By Susan Gately - 21 September, 2013
The Church is the “home of all, not a small group of select people.”
The 10,000 word interview by Fr Antonio Spadaro, SJ was conducted over three sittings with Pope Francis and was published in the Jesuit magazine America and La Civilta Cattolica.
The interview touched on personal issues: how Pope Frances sees himself (“a sinner whom the Lord has looked upon.”), his attraction to community and people (“I cannot live without people. I need to live my life with others.”), his desire for consultation (“I do not want token consultations, but real consultations.), his admiration for the ‘common’ sanctity visible in the “patience of the people of God” and his desire for the church to accompany all people with mercy.
The Pope revealed to Fr Spadaro that the element of Ignatian spirituality that helps him most in his papacy is discernment.
In the past he had rushed into decisions but had grown over time to appreciate the value of patience, and of consulting with others.
As Archbishop of Buenos Aires, he met the auxiliary bishops every two weeks, and his priests several times a year.
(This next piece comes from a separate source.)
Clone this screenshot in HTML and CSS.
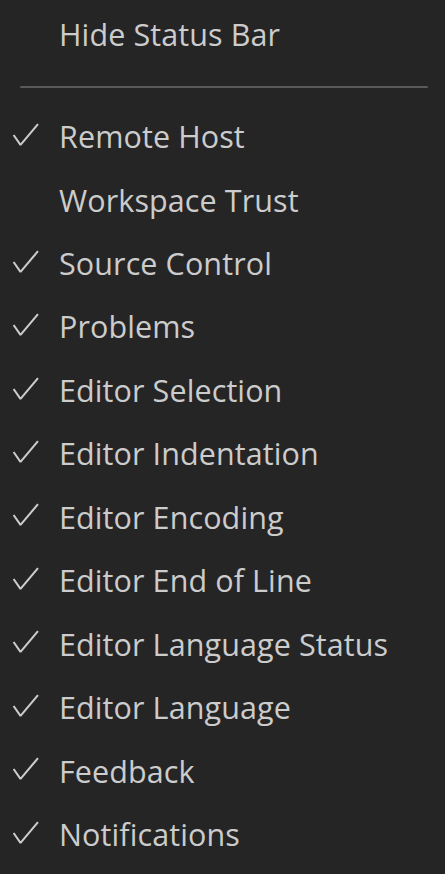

“I do not want token consultations, but real consultations,” he said. The synods and consistories were important places of real consultation but needed to be “less rigid”.
He liked the advice of Pope John XXIII, “See everything; turn a blind eye to much; correct a little.”
Expressing his desire to “think with the Church,” he said the Church was not just the hierarchy, but the people of God.
“I see the holiness in the patience of the people of God: a woman who is raising children, a man who works to bring home the bread, the sick, the elderly priests who have so many wounds but have a smile on their faces because they served the Lord, the Sisters who work hard and live a hidden sanctity.”
The Church was the “home of all, not a small chapel that can hold only a small group of selected people.”
The mission of the Church was to “heal wounds and warm the hearts of the faithful”, Pope Francis suggested and he also compared it to a field hospital after battle.
There was no point asking a seriously injured person about his cholesterol or blood sugar levels. “You have to heal his wounds. Then we can talk about everything else.” This healing had to begin from the “ground up”, he added.
Elsewhere he said, “The Church sometimes has locked itself up in small things, in small-minded rules. The most important thing is the first proclamation: Jesus Christ has saved you.” Ministers of religion must be neither too rigid nor too lax, but accompany people with mercy.
Asked about the ‘open wounds’ of people in irregular situations and same sex unions, the Pope said the church needed to “proclaim the Gospel on every street corner.”
Once when asked if he approved of homosexuality, he had replied “Tell me: when God looks at a gay person, does he endorse the existence of this person with love, or reject and condemn this person?’ We must always consider the person,” he said, “and accompany them, starting from their situation.”
The Pope warned that the Church needed to be pastoral, reaching out to all people in need. If there was not this “new balance”, the “moral edifice” of the Church would collapse like a house of cards.
Its priority, he said, was to proclaim the “saving love of God.” In this, the role of women, which needed to be investigated more, was also essential. “The feminine genius is needed wherever we make important decisions,” he added.